The Audit Committee’s responsibilities include:

    1. monitoring of the financial reporting process,
    2. monitoring of the Company’s internal control, internal audit, risk management and compliance systems for effectiveness, and assessing whether internal audit needs to be set up as a separate organisational unit,
    3. monitoring the performance of financial audit activities (particularly an audit performed by an audit firm, taking into account any conclusions and findings of an inspection carried out at the audit firm by the Audit Oversight Commission),
    4. checking and monitoring the independence of the statutory auditor and audit firm, particularly in the case of any non-audit engagements for the Company,
    5. informing the supervisory board or other supervisory body of the public interest entity about audit results and explanation of how this audit contributed to reliability of financial reporting in the public interest entity, as well as what was the role of the audit committee in the audit process,

    6. assessing the independence of the auditor and approving the provision by the auditor of permitted non-audit services,
    7. developing policies for selecting an audit firm to audit the financial statements,
    8. developing policies for the provision of permitted non-audit services by the audit firm, its affiliates and members of its network,
    9. establishing an audit firm selection procedure,
    10. recommending to the Supervisory Board the choice of an audit firm qualified to audit the financial statements of Apator S.A. and the Apator Group in accordance with the policies referred to in Sections 3.7 and 3.8,
    11. obtaining from the audit firm an additional report referred to in Article 11 of Regulation (EU) No 537/2014 of the European Parliament and of the Council on specific requirements regarding statutory audit of public-interest entities and repealing Commission Decision 2005/909/EC,
    12. providing recommendations to ensure reliability of the Company’s financial reporting process.

§ 4.

In order to perform its tasks specified in Section 3, the Audit Committee is authorised to do the following without the agency of the Supervisory Board:

    • request the Company’s Management Board to provide information, explanations and documents, in particular regarding matters related to accounting, finance, internal audit, risk management and compliance,
    • invite Members of the Management Board, statutory auditors, and employees competent to provide information on any matters under investigation, including the Chief Financial Officer and managers reporting to the Chief Financial Officer, to Audit Committee meetings,
    • obtain a statement confirming independence of the audit firm and the statutory auditors,
    • request the lead auditor to discuss any major issues which arose during an audit with the Audit Committee, the Management Board or the Supervisory Board.

§ 5.

Performance by the Audit Committee of its activities defined in these Rules will not replace any powers or responsibilities conferred upon the Supervisory Board by applicable laws or the Company’s Articles of Association, and will not release the Supervisory Board Members from their liability. 

§ 6.

  1. The Audit Committee will meet as needed, at least twice a year.
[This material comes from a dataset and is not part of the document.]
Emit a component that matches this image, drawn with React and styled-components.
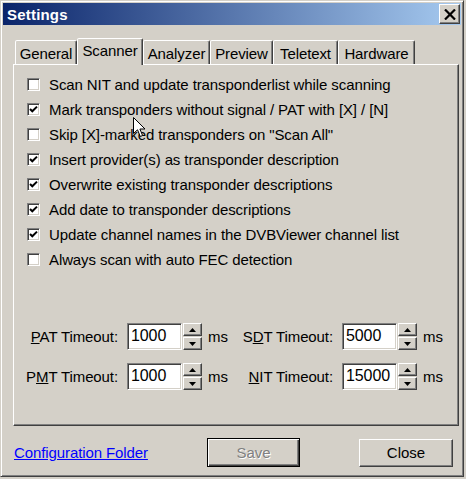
import React from "react";
import styled, { createGlobalStyle, css } from "styled-components";

const GlobalStyle = createGlobalStyle`
  html, body {
    margin: 0;
    padding: 0;
    background: #d4d0c8;
  }
  body {
    font-family: "Liberation Sans", Arial, sans-serif;
    font-size: 14px;
    color: #000;
  }
`;

const raised = css`
  border: 1px solid;
  border-color: #fff #404040 #404040 #fff;
  box-shadow: inset -1px -1px 0 #808080, inset 1px 1px 0 #d4d0c8;
`;

const sunken = css`
  border: 1px solid;
  border-color: #808080 #fff #fff #808080;
  box-shadow: inset 1px 1px 0 #404040, inset -1px -1px 0 #d4d0c8;
`;

const checks = [
  { label: "Scan NIT and update transponderlist while scanning", checked: false },
  { label: "Mark transponders without signal / PAT with [X] / [N]", checked: true },
  { label: 'Skip [X]-marked transponders on "Scan All"', checked: false },
  { label: "Insert provider(s) as transponder description", checked: true },
  { label: "Overwrite existing transponder descriptions", checked: true },
  { label: "Add date to transponder descriptions", checked: true },
  { label: "Update channel names in the DVBViewer channel list", checked: true },
  { label: "Always scan with auto FEC detection", checked: false },
];

const tabs = [
  { name: "General", width: 62 },
  { name: "Scanner", width: 66, active: true },
  { name: "Analyzer", width: 67 },
  { name: "Preview", width: 63 },
  { name: "Teletext", width: 65 },
  { name: "Hardware", width: 77 },
];

const CheckMark = () => (
  <svg width="9" height="9" viewBox="0 0 9 9">
    <path d="M1 4 L3.3 6.3 L8 1.6" fill="none" stroke="#000" strokeWidth="2" />
  </svg>
);

const Arrow = ({ up }) => (
  <svg width="7" height="4" viewBox="0 0 7 4">
    {up ? <path d="M0 4 L3.5 0 L7 4 Z" fill="#000" /> : <path d="M0 0 L3.5 4 L7 0 Z" fill="#000" />}
  </svg>
);

const Spin = () => (
  <SpinBox>
    <SpinButton>
      <Arrow up />
    </SpinButton>
    <SpinButton>
      <Arrow />
    </SpinButton>
  </SpinBox>
);

const Label = ({ text, under }) => {
  const i = text.indexOf(under);
  return (
    <FieldLabel>
      {text.slice(0, i)}
      <u>{under}</u>
      {text.slice(i + 1)}
    </FieldLabel>
  );
};

const Cursor = () => (
  <CursorWrap>
    <svg width="13" height="21" viewBox="0 0 13 21">
      <path
        d="M0.5 0.5 L0.5 16.5 L4.5 12.8 L7.3 19.5 L9.6 18.5 L6.9 12 L12 12 Z"
        fill="#fff"
        stroke="#000"
        strokeWidth="1"
      />
    </svg>
  </CursorWrap>
);

const App = () => {
  return (
    <>
      <GlobalStyle />
      <Window>
        <TitleBar>
          <Title>Settings</Title>
          <CloseX>
            <svg width="12" height="11" viewBox="0 0 12 11">
              <path d="M1 0.5 L11 10.5 M11 0.5 L1 10.5" stroke="#000" strokeWidth="2.2" />
            </svg>
          </CloseX>
        </TitleBar>
        <Content>
          <TabRow>
            {tabs.map((t) => (
              <Tab key={t.name} $w={t.width} $active={t.active}>
                {t.name}
              </Tab>
            ))}
          </TabRow>
          <Panel>
            <CheckList>
              {checks.map((c) => (
                <CheckRow key={c.label}>
                  <Box>{c.checked && <CheckMark />}</Box>
                  <span>{c.label}</span>
                </CheckRow>
              ))}
            </CheckList>
            <TimeoutGrid>
              <Label text="PAT Timeout:" under="P" />
              <Input>1000</Input>
              <Spin />
              <Unit>ms</Unit>
              <Label text="SDT Timeout:" under="D" />
              <Input>5000</Input>
              <Spin />
              <Unit>ms</Unit>
              <Label text="PMT Timeout:" under="M" />
              <Input>1000</Input>
              <Spin />
              <Unit>ms</Unit>
              <Label text="NIT Timeout:" under="N" />
              <Input>15000</Input>
              <Spin />
              <Unit>ms</Unit>
            </TimeoutGrid>
          </Panel>
          <Footer>
            <Link>Configuration Folder</Link>
            <Button $default disabled>
              Save
            </Button>
            <span />
            <Button>Close</Button>
          </Footer>
        </Content>
        <Cursor />
      </Window>
    </>
  );
};

export default App;

const Window = styled.div`
  position: relative;
  width: 464px;
  height: 477px;
  box-sizing: border-box;
  background: #d4d0c8;
  border: 1px solid;
  border-color: #d4d0c8 #404040 #404040 #d4d0c8;
  box-shadow: inset 1px 1px 0 #fff, inset -1px -1px 0 #808080;
  padding: 2px;
`;

const TitleBar = styled.div`
  height: 22px;
  display: flex;
  align-items: center;
  justify-content: space-between;
  padding: 0 1px 0 4px;
  background: linear-gradient(to right, #0a246a, #a6caf0);
`;

const Title = styled.div`
  color: #fff;
  font-weight: bold;
  font-size: 15px;
  letter-spacing: 0.2px;
`;

const CloseX = styled.div`
  ${raised};
  width: 21px;
  height: 20px;
  box-sizing: border-box;
  background: #d4d0c8;
  display: flex;
  align-items: center;
  justify-content: center;
`;

const Content = styled.div`
  padding: 13px 3px 0 10px;
`;

const TabRow = styled.div`
  display: flex;
  align-items: flex-end;
  height: 26px;
  padding-left: 2px;
`;

const Tab = styled.div`
  position: relative;
  width: ${(p) => p.$w}px;
  height: ${(p) => (p.$active ? 27 : 24)}px;
  margin-bottom: ${(p) => (p.$active ? -1 : 0)}px;
  z-index: ${(p) => (p.$active ? 1 : 0)};
  box-sizing: border-box;
  background: #d4d0c8;
  border: 1px solid;
  border-bottom: none;
  border-color: #fff #404040 transparent #fff;
  box-shadow: inset -1px 0 0 #808080;
  border-radius: 2px 2px 0 0;
  display: flex;
  justify-content: center;
  align-items: center;
  padding-top: ${(p) => (p.$active ? 0 : 2)}px;
  padding-bottom: ${(p) => (p.$active ? 3 : 0)}px;
  font-size: 15px;
  letter-spacing: -0.1px;
`;

const Panel = styled.div`
  width: 446px;
  height: 362px;
  box-sizing: border-box;
  border: 1px solid;
  border-color: #fff #404040 #404040 #fff;
  box-shadow: inset -1px -1px 0 #808080;
`;

const CheckList = styled.div`
  padding: 7px 0 0 13px;
`;

const CheckRow = styled.div`
  height: 25px;
  display: flex;
  align-items: center;
  gap: 9px;
  font-size: 15px;
  letter-spacing: -0.1px;
`;

const Box = styled.div`
  ${sunken};
  width: 13px;
  height: 13px;
  box-sizing: border-box;
  background: #fff;
  display: flex;
  align-items: center;
  justify-content: center;
  flex-shrink: 0;
`;

const TimeoutGrid = styled.div`
  display: grid;
  grid-template-columns: 113px 55px 21px 37px 102px 55px 21px auto;
  grid-auto-rows: 27px;
  row-gap: 13px;
  margin-top: 51px;
  align-items: center;
  font-size: 15px;
  letter-spacing: -0.1px;
`;

const FieldLabel = styled.div`
  text-align: right;
  padding-right: 9px;
`;

const Input = styled.div`
  ${sunken};
  height: 27px;
  box-sizing: border-box;
  background: #fff;
  padding: 0 0 2px 3px;
  display: flex;
  align-items: center;
  font-size: 16px;
`;

const SpinBox = styled.div`
  display: flex;
  flex-direction: column;
  gap: 1px;
  height: 27px;
  margin-left: 1px;
  width: 19px;
`;

const SpinButton = styled.div`
  ${raised};
  flex: 1;
  background: #d4d0c8;
  display: flex;
  align-items: center;
  justify-content: center;
`;

const Unit = styled.div`
  padding-left: 5px;
`;

const Footer = styled.div`
  display: grid;
  grid-template-columns: 193px 93px 59px 94px;
  align-items: center;
  margin-top: 12px;
  padding-left: 1px;
`;

const Link = styled.a`
  color: #0000ff;
  text-decoration: underline;
  font-size: 15px;
  letter-spacing: -0.1px;
  cursor: pointer;
`;

const Button = styled.button`
  height: ${(p) => (p.$default ? 29 : 28)}px;
  box-sizing: border-box;
  background: #d4d0c8;
  font-family: "Liberation Sans", Arial, sans-serif;
  font-size: 15px;
  color: #000;
  padding: 0;
  ${(p) =>
    p.$default
      ? css`
          border: 1px solid #000;
          box-shadow: inset 1px 1px 0 #fff, inset -1px -1px 0 #404040,
            inset -2px -2px 0 #808080;
        `
      : raised};
  &:disabled {
    color: #808080;
    text-shadow: 1px 1px 0 #fff;
  }
`;

const CursorWrap = styled.div`
  position: absolute;
  left: 132px;
  top: 116px;
  line-height: 0;
`;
Meetings of the Audit Committee should be held at least before the Company issues its (half-year and full-year) separate and consolidated financial statements.
  2. Meetings of the Audit Committee are convened by its Chair, who will invite the Committee Members not later than 14 (fourteen) days before the scheduled date of the meeting by sending an email message to the email address made available to the Committee Members by the Company. Meetings the Audit Committee may also be held by means of remote communication. In such a case, the 14 days’ notice of a meeting will not be required.
  3. The work of the Audit Committee will be managed by its Chair, who will determine the agendas and supervise the distribution of materials and the taking of the minutes of the Committee meetings.
  4. The Audit Committee acts as a collective body. All proposals, recommendations or decisions of the Audit Committee will require resolutions, passed by a simple majority of votes. A resolution will be valid if passed in the presence of at least two Members of the Audit Committee. In the event of a voting tie, the Chair will have the casting vote.
  5. The Chair of the Audit Committee will inform the Supervisory Board of any recommendations produced and other determinations made by the Audit Committee.
  6. Meetings of the Audit Committee may be attended by Members of the Supervisory Board who are not Members of the Audit Committee.

§ 7.

  1. Meetings of the Audit Committee are recorded in minutes, which specify:
    • the date of the meeting,
    • its agenda,
    • the list of attendees,
    • any produced recommendations,
    • the voting results, any dissenting opinions,
    • any other decisions made by the Committee.
  2. The minutes are signed by all the Committee Members present at the meeting.
  3. Minutes of the Audit Committee meetings and any other materials will be kept together with the rest of the Supervisory Board’s documents at the Company’s registered office. 

§ 8.

A report on the Audit Committee’s activities in a given financial year will be a part of the report on the Supervisory Board’s activities.